Licence Tribunal
Appeal d'appel en
Tribunal matière de permis
2015-10-30
FILE:
9619/ONHWPA
CASE NAME:
9619 v. Tarion Warranty Corporation
Appeal of a Decision of Tarion Warranty Corporation under the Ontario New Home Warranties Plan Act, R. S. O. 1990, c. O.31 to Disallow a Claim
The Appellant
Appellant
-and-
Tarion Warranty Corporation
Respondent
-and-
Soho Lisgar Inc.
Added Party
REASONS FOR DECISION AND ORDER
ADJUDICATOR:
D. Gregory Flude, Vice-Chair
APPEARANCES:
For the Appellant:
Self-represented
For the Respondent:
Louis-Pierre Gregoire, Counsel
For the Added Party:
Christine Powell, Counsel
Heard in Ottawa:
October 16, 2015
REASONS FOR DECISION AND ORDER
INTRODUCTION
1The Appellant appeals to this Tribunal from the denial of her claim for warranty coverage under the Ontario New Home Warranties Plan Act, R. S. O. 1990, c. O.31 (the “Act”). Tarion is the corporation that administers the new home warranty program. Its denial of the Appellant’s claim is set out in a Decision Letter dated May 26, 2015. The Added Party is the vendor of the home in question. It supports Tarion’s denial of the Appellant’s claim.
2The appeal arises out of an Agreement of Purchase and Sale for a new condominium unit in the City of Ottawa. Following a number of delays, the transaction was scheduled to close in early December, 2013. The Appellant, having taken occupancy of the unit on September 25, purported to exercise a right of rescission, either by letter dated October 1, 2013 or by an email dated November 28, 2013. The Appellant paid a deposit in excess of $37,000.00 and is seeking recovery of $20,000.00, the statutory maximum recovery.
3Having considered all of the evidence, the Tribunal is of the view that the Appellant’s claim must fail.
FACTS
4With the exception of the authenticity of the October 1, 2013 letter purporting to rescind the Agreement of Purchase and Sale, all other documents were entered as exhibits on consent. The Tribunal heard evidence from the Appellant, Jacquie De’Ath on behalf of Tarion and Shauna Pettit on behalf of the Added Party. What follows is a summary of all of the cogent evidence heard by the Tribunal.
5Ms Pettit’s evidence was directed solely at the issue of whether the Added Party received the purported rescission letter dated October 1, 2013. Based on her evidence, that faxes to the Added Party are converted into computer files, stored in an email inbox, that the Added Party’s archives of such files go back to 2010 and that a search of the archives failed to find the fax that the Appellant says was sent on October 1, the Tribunal is satisfied that the Added Party did not receive the October 1, 2013 letter.

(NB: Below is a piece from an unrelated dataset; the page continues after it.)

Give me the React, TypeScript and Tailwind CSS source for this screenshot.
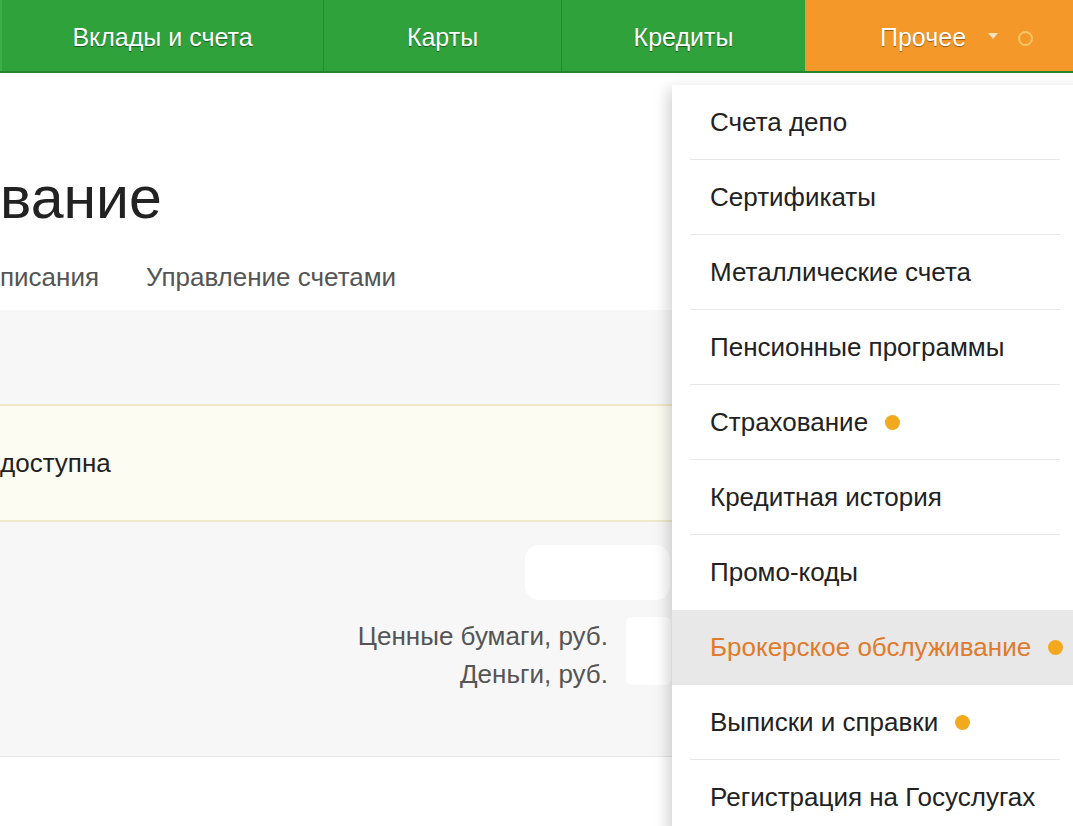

6A chronological approach to the facts best highlights the issues in this case. On September 27, 2011 the Appellant entered into an Agreement of Purchase and Sale. Forming part of the Agreement was a Tarion form entitled Statement of Critical Dates. The critical dates in this form track legislative provisions permitting vendors of new condominiums to extend the closing date to a certain maximum date. Failure to provide occupancy of the unit by a certain date triggers a 30 day window in which a purchaser may terminate the Agreement and seek return of all money paid to date. In the current case, the critical dates were:
First Tentative Occupancy Date: December 31, 2012
Outside Occupancy Date: September 3, 2013
End of Purchaser’s Termination Period: October 3, 2013.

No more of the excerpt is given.